- [Given information]:
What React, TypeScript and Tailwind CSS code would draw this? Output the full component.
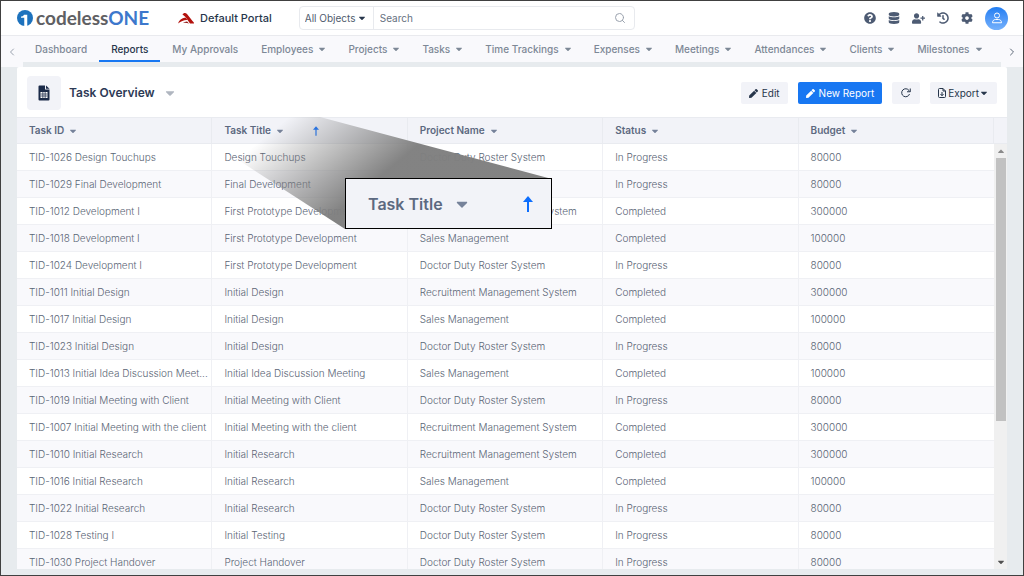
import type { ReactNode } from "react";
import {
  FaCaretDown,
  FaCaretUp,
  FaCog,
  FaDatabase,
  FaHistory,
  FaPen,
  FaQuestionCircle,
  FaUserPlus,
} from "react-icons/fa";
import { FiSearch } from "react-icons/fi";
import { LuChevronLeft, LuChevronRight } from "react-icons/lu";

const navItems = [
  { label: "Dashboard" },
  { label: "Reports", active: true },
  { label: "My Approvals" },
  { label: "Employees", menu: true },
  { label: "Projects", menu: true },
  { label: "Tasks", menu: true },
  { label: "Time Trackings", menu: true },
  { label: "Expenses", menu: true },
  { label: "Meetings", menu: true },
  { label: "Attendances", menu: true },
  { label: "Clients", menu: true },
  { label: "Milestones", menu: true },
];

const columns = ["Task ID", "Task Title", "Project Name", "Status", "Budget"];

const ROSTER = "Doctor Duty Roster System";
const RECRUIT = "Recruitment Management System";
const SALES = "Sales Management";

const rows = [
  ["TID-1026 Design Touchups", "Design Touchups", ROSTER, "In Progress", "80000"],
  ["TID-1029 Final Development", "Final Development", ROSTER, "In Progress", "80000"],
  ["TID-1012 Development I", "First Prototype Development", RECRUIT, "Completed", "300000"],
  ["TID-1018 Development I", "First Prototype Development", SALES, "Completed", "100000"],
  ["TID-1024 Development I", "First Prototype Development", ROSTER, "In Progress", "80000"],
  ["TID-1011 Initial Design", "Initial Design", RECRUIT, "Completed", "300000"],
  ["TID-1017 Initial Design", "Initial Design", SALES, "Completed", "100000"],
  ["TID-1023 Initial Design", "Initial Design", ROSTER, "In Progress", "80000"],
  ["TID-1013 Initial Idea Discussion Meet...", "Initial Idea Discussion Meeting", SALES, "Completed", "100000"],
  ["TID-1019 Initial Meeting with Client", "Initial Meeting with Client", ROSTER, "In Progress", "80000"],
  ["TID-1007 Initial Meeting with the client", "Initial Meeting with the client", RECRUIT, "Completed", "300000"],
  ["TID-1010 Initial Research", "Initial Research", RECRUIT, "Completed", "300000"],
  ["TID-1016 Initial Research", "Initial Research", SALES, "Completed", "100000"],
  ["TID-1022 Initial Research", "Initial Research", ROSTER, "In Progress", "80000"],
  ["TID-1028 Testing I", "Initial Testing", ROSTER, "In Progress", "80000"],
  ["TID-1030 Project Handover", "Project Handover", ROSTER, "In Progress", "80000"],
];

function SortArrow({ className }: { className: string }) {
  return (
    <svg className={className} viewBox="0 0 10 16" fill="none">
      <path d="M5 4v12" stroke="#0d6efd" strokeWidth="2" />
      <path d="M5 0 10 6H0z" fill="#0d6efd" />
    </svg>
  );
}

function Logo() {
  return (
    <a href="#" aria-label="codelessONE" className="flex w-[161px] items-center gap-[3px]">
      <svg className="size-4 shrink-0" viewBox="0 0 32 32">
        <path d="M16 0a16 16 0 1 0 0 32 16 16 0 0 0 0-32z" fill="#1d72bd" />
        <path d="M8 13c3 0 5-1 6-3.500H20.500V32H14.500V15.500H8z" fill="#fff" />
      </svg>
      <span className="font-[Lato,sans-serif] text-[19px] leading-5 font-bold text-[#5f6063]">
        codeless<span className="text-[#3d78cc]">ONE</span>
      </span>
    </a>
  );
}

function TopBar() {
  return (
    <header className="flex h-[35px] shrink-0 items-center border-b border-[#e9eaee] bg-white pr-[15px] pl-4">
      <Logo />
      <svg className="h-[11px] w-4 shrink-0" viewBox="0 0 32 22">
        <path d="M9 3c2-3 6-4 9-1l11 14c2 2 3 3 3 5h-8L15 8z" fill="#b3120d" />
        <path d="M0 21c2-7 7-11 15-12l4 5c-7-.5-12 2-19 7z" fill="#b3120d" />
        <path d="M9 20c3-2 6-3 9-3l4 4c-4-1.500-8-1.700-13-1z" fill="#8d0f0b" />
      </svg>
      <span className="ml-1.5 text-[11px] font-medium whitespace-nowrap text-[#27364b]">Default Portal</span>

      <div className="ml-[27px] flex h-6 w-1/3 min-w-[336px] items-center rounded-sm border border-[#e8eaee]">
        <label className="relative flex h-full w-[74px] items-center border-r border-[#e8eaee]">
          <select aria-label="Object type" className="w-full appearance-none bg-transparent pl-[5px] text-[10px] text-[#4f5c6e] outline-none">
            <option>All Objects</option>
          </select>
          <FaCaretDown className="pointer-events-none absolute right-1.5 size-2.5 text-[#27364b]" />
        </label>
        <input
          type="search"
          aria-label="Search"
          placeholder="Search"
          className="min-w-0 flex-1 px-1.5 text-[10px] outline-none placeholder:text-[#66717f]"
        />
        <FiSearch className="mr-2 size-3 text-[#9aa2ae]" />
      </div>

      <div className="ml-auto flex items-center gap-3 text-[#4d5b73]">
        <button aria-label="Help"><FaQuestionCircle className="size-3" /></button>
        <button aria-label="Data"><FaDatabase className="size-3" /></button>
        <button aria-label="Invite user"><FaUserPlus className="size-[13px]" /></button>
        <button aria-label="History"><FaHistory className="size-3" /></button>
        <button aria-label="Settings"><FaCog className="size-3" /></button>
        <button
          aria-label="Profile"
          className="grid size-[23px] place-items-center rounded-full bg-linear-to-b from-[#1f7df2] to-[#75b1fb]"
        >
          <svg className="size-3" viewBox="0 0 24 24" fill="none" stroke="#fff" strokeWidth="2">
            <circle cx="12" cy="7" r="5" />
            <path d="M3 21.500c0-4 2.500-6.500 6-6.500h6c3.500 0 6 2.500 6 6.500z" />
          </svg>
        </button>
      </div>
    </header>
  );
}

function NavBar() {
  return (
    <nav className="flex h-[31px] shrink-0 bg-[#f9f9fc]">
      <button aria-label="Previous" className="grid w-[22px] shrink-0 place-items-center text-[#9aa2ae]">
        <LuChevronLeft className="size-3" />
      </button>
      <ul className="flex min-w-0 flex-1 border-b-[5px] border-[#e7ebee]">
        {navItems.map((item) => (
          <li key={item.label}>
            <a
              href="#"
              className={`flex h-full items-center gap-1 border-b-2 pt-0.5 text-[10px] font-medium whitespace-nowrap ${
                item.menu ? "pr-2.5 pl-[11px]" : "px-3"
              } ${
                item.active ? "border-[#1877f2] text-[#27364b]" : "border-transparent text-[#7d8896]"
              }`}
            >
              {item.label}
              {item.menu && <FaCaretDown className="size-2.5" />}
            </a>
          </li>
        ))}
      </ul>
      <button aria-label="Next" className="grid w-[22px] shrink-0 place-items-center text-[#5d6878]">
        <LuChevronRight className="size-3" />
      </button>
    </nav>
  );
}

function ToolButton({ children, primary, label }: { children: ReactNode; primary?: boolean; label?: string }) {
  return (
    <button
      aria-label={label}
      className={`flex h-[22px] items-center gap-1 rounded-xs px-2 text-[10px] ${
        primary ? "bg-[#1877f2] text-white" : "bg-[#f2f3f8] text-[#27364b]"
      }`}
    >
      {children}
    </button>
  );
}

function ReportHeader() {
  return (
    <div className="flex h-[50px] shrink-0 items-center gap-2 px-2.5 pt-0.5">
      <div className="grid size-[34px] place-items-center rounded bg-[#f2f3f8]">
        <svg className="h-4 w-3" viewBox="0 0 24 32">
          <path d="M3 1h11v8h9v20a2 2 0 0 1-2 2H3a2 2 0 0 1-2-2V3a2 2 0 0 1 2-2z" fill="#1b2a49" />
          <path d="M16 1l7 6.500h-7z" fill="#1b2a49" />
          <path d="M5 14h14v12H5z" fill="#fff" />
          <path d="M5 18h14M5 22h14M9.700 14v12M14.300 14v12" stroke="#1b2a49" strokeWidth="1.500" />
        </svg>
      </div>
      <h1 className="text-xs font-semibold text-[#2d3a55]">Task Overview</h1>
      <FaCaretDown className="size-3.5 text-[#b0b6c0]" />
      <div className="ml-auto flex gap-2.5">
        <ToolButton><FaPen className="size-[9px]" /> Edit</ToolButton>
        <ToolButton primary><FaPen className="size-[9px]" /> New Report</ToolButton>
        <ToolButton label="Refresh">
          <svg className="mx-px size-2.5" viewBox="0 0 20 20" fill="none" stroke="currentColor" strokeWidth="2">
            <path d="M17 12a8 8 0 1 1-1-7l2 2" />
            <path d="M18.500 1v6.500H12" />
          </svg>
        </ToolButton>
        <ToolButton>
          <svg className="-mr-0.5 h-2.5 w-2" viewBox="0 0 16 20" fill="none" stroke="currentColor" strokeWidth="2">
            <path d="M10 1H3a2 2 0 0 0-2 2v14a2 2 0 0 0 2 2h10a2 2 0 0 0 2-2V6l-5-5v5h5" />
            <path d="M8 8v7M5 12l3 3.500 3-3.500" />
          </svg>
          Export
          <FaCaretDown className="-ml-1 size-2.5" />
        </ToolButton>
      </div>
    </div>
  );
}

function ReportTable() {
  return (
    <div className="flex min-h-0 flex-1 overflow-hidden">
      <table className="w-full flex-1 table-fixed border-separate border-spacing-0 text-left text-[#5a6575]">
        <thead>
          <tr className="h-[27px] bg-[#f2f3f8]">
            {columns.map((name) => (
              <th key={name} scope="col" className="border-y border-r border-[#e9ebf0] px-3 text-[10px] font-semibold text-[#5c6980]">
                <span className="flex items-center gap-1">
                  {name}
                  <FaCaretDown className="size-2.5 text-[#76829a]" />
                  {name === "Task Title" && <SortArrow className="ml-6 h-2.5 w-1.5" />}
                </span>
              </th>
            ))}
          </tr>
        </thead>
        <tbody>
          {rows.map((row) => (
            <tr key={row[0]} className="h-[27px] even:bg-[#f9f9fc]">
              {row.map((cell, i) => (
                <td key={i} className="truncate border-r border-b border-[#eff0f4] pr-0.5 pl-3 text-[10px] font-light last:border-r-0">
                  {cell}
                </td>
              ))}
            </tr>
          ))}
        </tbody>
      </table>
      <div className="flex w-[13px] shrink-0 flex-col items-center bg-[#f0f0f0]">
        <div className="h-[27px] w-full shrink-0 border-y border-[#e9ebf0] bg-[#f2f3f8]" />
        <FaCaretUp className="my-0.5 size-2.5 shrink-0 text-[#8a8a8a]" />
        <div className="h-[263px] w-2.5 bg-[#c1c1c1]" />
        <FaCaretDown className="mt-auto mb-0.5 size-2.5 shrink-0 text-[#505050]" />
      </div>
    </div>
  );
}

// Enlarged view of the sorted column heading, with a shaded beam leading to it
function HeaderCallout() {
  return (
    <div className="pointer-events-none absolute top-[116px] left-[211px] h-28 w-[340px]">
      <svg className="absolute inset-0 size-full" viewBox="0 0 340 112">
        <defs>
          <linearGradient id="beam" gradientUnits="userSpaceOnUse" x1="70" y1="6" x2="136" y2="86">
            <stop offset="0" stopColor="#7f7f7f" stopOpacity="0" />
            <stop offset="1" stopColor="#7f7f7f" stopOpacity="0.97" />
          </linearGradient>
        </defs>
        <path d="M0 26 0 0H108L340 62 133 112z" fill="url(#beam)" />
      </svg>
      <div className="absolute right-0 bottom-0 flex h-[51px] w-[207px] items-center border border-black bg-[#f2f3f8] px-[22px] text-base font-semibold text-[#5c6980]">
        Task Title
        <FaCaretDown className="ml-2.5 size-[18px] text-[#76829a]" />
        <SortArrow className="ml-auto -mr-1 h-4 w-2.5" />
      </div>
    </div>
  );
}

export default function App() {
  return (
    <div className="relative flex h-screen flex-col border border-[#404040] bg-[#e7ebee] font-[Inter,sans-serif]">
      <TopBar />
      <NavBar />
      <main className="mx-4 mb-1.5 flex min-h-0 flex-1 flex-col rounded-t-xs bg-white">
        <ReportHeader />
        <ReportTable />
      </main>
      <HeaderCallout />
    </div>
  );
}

- [Problem to work on]: Look through the listing and extract every line with "full" in it.

- [The answer]:
What React, TypeScript and Tailwind CSS code would draw this? Output the full component.
        <label className="relative flex h-full w-[74px] items-center border-r border-[#e8eaee]">
          <select aria-label="Object type" className="w-full appearance-none bg-transparent pl-[5px] text-[10px] text-[#4f5c6e] outline-none">
          className="grid size-[23px] place-items-center rounded-full bg-linear-to-b from-[#1f7df2] to-[#75b1fb]"
              className={`flex h-full items-center gap-1 border-b-2 pt-0.5 text-[10px] font-medium whitespace-nowrap ${
      <table className="w-full flex-1 table-fixed border-separate border-spacing-0 text-left text-[#5a6575]">
        <div className="h-[27px] w-full shrink-0 border-y border-[#e9ebf0] bg-[#f2f3f8]" />
      <svg className="absolute inset-0 size-full" viewBox="0 0 340 112">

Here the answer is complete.